In the entries, find all lines that hold the word "TypeScript" and copy them.

----- TASK DATA

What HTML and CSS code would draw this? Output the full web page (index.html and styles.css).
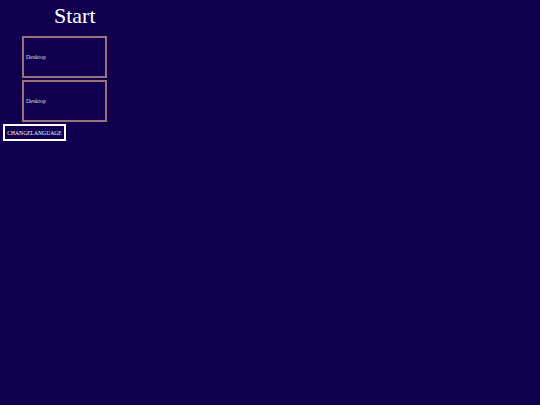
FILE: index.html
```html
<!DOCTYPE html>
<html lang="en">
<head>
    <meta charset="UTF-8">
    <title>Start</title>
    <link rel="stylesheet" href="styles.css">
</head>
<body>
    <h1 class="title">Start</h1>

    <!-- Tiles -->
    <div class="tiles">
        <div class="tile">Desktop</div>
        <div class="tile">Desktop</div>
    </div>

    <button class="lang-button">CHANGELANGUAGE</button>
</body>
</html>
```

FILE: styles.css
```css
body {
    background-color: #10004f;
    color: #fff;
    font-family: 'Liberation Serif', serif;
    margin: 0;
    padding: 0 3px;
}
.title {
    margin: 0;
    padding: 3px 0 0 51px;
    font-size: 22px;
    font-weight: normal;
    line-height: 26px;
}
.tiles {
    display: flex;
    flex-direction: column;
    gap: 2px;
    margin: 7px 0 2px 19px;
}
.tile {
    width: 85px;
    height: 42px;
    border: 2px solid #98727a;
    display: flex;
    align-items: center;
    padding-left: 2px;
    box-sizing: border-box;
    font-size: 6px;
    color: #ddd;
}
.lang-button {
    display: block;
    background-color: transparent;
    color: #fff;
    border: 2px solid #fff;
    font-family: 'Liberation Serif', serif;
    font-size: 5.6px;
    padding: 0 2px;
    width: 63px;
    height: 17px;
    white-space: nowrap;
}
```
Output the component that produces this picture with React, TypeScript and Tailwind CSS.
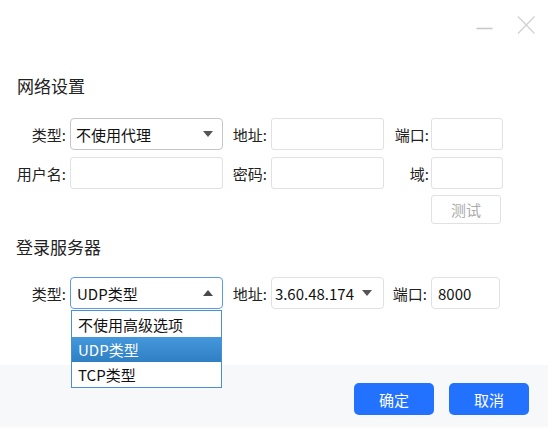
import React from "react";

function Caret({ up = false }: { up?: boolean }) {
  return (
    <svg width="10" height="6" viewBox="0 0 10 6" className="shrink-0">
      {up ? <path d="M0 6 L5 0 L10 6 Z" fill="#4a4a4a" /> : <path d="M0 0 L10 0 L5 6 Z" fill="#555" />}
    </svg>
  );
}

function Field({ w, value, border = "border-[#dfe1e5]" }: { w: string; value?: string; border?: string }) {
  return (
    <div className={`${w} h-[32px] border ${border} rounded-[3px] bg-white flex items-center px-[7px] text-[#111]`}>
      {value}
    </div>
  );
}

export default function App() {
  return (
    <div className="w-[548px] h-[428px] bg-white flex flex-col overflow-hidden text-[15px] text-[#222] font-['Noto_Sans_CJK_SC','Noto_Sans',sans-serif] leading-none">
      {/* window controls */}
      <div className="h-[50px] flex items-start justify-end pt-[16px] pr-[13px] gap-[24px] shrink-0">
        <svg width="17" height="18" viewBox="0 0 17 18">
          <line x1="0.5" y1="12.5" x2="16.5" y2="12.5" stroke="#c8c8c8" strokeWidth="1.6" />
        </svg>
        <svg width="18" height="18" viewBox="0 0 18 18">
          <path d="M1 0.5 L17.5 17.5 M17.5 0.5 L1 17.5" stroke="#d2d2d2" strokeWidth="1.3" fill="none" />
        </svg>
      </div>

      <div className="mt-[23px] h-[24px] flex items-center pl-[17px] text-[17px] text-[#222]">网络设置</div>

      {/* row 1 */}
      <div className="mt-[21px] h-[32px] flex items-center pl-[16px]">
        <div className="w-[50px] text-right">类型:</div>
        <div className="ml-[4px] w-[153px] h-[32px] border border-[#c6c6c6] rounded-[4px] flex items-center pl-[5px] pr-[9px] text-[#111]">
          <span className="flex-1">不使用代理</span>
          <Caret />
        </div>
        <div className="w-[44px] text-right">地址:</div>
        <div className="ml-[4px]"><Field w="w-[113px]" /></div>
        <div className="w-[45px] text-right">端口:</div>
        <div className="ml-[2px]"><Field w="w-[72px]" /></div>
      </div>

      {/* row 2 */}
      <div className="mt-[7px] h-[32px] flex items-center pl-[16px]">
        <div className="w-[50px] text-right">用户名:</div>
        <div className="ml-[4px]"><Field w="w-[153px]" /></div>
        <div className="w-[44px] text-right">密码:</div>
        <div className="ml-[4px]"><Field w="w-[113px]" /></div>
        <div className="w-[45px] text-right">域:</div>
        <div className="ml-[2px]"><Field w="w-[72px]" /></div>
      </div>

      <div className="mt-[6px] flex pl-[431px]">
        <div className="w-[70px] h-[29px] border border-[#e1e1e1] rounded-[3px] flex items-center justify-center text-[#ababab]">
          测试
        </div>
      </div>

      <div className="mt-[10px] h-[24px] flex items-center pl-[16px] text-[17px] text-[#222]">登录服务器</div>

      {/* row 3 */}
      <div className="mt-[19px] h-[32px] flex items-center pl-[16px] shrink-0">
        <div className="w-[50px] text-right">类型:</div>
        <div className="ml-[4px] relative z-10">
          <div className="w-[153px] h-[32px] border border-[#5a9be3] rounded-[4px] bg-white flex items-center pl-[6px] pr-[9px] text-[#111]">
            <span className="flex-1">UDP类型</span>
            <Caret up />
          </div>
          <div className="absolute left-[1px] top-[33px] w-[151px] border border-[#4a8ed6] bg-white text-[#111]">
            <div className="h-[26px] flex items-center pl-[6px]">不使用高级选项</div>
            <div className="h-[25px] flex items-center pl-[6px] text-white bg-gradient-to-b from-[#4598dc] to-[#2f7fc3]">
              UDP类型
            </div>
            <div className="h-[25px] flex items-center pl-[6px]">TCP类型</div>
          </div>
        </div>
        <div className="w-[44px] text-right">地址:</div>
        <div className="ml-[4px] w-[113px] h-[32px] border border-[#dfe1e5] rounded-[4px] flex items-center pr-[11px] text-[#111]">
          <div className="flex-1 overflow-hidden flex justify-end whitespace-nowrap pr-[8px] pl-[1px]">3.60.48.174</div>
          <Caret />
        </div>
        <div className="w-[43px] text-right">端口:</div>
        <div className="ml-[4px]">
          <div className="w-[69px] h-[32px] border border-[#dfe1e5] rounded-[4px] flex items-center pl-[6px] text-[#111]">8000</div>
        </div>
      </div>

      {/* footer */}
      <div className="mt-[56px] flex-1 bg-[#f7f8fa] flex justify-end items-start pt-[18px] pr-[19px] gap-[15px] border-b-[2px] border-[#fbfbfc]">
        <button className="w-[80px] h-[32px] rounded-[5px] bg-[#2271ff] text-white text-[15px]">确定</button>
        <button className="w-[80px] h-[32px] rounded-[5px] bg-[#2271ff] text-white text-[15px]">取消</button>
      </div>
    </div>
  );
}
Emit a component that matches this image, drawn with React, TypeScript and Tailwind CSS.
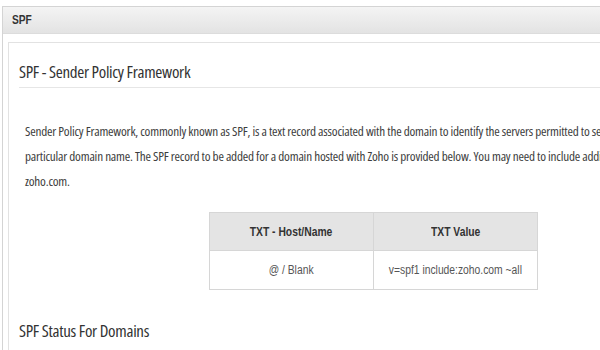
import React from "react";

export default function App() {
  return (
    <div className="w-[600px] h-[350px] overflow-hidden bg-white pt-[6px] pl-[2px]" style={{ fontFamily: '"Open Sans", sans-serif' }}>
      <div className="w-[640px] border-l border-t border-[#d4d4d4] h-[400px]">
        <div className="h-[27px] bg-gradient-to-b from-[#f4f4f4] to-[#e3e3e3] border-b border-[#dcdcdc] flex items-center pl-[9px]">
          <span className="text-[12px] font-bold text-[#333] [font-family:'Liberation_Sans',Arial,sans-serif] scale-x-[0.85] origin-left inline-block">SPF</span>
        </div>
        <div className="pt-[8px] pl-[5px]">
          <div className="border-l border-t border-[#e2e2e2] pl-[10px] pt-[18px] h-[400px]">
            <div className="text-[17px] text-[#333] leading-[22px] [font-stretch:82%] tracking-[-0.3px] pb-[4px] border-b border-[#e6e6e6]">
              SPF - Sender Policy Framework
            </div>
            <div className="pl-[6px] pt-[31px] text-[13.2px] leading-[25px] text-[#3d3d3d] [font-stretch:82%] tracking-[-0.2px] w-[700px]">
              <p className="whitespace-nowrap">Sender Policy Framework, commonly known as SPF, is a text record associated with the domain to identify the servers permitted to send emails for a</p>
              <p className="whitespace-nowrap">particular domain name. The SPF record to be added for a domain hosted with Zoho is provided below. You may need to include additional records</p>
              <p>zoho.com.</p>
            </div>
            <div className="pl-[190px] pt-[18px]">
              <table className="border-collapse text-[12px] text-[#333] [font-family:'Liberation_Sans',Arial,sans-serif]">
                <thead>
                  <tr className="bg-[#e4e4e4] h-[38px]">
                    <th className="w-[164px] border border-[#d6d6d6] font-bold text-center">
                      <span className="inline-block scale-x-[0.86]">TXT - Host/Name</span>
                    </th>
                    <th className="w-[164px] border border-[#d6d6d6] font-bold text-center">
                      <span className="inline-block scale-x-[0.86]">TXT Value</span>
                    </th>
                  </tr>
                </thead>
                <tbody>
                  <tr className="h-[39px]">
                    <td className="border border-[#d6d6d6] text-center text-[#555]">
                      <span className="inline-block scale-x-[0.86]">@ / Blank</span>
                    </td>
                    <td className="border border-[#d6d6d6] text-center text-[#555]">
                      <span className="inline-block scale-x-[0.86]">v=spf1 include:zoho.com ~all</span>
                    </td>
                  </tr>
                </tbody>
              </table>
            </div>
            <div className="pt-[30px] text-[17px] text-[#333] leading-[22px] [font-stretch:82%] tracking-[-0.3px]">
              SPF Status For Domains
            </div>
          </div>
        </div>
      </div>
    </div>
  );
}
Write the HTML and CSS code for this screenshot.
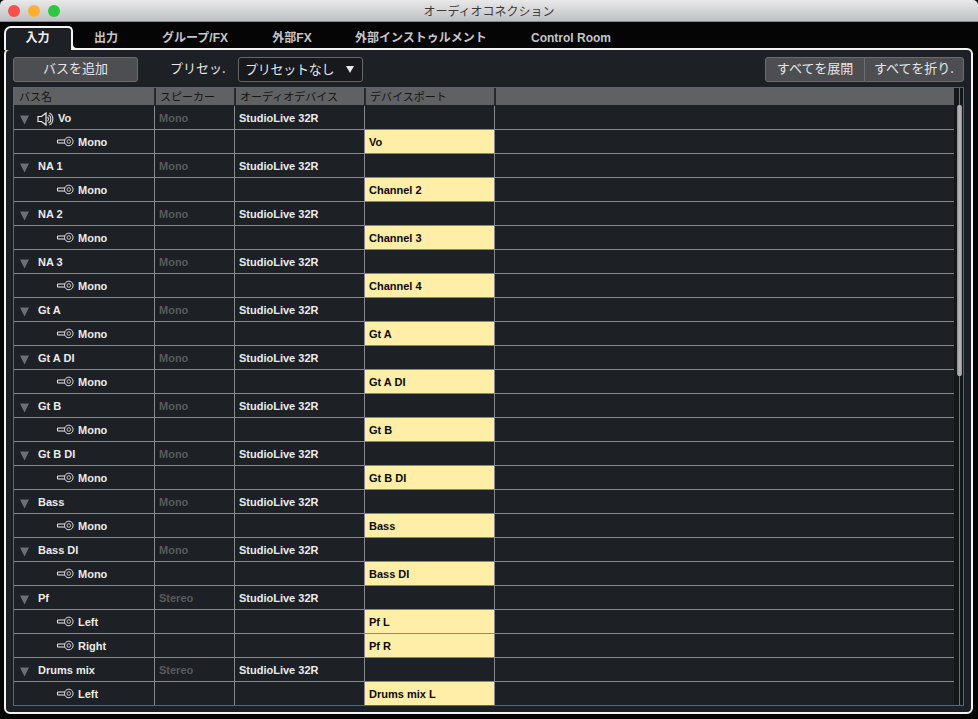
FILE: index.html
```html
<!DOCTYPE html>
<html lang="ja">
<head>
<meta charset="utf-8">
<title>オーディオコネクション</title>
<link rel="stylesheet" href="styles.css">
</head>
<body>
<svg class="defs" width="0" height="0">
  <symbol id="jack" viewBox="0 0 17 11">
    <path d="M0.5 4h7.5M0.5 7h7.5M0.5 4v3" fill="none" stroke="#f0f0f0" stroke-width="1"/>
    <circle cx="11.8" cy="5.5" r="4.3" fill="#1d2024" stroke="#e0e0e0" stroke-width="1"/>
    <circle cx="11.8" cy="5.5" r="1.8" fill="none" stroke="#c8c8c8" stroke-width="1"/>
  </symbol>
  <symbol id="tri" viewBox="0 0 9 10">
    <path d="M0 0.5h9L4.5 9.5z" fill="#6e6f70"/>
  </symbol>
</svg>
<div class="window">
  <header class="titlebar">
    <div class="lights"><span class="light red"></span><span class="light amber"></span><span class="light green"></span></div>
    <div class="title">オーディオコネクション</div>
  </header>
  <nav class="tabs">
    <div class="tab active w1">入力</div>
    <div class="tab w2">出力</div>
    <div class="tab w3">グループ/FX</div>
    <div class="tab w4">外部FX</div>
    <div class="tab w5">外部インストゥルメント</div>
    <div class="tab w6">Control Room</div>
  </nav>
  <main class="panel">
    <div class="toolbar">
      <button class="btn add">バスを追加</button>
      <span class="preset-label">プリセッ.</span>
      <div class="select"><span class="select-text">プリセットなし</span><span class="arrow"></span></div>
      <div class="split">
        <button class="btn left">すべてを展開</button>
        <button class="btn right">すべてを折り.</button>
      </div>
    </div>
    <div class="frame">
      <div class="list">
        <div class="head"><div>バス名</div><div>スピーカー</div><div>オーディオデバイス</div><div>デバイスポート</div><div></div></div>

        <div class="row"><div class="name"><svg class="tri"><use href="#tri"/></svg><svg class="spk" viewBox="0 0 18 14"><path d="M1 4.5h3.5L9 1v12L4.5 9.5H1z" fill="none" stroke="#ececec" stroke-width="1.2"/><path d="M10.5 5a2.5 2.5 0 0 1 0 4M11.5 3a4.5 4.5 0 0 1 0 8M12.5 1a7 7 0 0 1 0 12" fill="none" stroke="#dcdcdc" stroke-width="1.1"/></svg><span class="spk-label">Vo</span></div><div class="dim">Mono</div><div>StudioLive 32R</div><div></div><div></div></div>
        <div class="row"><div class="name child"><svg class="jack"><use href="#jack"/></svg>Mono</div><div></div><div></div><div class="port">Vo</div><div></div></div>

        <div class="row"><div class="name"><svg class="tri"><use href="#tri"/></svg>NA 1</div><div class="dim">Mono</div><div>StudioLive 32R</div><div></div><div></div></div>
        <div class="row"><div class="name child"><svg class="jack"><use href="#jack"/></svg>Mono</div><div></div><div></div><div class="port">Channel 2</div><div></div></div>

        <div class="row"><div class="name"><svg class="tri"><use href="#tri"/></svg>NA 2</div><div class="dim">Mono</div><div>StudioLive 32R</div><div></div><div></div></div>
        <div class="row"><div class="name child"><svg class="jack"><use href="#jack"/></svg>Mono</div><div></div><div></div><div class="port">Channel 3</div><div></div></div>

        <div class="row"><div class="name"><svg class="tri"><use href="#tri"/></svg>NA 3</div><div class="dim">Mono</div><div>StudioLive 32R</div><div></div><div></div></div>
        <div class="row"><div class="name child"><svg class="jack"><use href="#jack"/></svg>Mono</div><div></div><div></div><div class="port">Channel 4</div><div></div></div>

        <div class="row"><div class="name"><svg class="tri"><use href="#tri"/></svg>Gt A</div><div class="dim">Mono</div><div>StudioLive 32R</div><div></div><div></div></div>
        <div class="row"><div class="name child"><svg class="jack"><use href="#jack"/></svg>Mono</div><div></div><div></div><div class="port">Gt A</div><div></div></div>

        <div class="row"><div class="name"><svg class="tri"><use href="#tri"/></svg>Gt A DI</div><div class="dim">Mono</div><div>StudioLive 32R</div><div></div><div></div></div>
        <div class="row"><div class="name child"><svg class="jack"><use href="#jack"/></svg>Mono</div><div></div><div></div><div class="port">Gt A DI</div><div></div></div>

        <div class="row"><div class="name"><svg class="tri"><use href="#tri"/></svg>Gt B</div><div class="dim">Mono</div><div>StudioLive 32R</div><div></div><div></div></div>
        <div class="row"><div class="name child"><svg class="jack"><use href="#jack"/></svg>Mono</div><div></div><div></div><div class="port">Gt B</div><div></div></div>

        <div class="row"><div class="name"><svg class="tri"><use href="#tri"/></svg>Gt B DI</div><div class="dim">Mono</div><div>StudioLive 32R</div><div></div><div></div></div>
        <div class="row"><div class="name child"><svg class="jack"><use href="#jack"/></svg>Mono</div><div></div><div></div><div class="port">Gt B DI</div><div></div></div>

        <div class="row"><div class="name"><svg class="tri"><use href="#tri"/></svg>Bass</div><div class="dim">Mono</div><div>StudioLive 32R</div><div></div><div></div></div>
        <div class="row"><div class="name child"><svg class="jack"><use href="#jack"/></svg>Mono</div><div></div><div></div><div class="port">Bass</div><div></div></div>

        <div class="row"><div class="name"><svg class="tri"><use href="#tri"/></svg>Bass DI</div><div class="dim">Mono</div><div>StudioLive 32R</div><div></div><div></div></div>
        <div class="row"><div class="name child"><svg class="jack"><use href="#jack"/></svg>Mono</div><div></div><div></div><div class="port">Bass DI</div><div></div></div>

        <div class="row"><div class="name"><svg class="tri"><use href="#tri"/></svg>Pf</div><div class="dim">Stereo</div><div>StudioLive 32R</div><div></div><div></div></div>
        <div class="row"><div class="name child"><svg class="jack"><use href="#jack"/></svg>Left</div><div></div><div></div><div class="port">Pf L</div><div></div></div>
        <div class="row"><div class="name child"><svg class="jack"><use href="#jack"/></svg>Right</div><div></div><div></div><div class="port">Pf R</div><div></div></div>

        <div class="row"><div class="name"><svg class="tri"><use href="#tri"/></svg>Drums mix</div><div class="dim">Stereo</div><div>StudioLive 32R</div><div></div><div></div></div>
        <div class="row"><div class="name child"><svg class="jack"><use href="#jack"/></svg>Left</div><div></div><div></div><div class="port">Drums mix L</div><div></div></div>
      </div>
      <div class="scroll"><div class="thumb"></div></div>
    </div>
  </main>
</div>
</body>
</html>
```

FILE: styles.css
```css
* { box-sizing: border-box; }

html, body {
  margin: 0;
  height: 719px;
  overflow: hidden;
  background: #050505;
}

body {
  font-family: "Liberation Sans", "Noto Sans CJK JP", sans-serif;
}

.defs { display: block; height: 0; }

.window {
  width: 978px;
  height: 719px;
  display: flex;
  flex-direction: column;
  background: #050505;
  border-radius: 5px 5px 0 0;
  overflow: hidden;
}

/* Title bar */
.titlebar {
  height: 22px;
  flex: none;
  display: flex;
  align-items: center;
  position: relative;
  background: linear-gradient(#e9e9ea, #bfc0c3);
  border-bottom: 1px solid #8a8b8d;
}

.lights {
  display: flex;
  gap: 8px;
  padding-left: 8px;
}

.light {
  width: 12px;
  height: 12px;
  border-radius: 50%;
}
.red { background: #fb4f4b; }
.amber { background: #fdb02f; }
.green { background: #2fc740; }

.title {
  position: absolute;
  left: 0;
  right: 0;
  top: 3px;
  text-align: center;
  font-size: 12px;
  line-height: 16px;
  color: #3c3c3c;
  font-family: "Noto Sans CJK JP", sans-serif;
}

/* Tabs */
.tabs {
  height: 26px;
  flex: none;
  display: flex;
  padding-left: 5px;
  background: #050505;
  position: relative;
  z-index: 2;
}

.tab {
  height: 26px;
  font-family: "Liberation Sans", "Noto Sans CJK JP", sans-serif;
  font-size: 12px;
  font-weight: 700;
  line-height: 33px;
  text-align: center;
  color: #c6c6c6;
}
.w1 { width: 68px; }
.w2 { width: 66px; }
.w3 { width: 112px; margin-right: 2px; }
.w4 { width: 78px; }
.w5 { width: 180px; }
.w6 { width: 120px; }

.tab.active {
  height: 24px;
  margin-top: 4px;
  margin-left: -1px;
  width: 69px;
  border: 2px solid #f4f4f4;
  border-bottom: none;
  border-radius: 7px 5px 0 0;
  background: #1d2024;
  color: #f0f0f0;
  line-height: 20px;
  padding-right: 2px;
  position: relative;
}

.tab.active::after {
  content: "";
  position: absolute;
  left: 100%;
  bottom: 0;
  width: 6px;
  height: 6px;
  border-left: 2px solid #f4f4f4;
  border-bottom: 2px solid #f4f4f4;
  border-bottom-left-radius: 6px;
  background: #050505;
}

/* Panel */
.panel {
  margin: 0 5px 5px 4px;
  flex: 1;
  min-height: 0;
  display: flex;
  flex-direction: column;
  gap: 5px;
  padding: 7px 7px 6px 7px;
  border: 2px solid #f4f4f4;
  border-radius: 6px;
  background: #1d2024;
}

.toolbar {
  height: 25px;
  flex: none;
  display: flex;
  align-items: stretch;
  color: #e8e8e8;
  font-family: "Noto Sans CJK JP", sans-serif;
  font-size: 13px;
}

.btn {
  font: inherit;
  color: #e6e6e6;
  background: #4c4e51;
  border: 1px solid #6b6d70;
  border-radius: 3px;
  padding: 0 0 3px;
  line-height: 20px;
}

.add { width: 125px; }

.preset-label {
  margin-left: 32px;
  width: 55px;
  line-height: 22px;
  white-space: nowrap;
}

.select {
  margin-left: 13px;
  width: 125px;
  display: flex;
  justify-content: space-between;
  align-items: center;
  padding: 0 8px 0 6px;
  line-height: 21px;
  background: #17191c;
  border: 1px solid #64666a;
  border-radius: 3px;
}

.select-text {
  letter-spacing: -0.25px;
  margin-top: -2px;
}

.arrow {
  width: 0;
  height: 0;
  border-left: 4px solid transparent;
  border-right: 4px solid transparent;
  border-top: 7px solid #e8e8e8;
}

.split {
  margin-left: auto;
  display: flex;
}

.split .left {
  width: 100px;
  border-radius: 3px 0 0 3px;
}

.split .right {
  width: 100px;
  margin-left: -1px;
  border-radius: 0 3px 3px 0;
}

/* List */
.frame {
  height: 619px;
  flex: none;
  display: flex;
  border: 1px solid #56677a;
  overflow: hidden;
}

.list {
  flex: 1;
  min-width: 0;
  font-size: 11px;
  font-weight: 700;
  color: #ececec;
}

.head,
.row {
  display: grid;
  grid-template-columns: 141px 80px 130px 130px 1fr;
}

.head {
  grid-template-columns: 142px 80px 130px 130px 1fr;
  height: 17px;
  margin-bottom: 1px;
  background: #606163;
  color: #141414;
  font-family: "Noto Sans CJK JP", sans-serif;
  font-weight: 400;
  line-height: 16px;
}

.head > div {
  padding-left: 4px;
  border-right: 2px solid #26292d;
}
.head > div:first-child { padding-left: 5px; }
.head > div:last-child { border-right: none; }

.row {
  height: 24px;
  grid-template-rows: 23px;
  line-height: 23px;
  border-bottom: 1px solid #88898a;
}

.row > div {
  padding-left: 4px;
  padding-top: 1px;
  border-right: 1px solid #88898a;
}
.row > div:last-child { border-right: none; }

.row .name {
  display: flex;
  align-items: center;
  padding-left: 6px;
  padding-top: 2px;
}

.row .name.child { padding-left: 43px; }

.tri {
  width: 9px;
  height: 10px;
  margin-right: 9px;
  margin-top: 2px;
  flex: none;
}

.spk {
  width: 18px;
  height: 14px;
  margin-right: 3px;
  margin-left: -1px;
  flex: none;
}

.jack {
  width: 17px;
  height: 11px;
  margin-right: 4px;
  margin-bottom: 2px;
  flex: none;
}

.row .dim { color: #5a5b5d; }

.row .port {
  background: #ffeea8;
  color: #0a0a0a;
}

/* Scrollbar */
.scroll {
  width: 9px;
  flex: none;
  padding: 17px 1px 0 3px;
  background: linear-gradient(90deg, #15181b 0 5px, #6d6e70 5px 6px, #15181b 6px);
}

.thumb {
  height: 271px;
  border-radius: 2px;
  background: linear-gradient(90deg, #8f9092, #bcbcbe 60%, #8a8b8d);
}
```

----------

→ RESPONSE TO THIS TASK:
Output the component that produces this picture with React, TypeScript and Tailwind CSS.
Emit a component that matches this image, drawn with React, TypeScript and Tailwind CSS.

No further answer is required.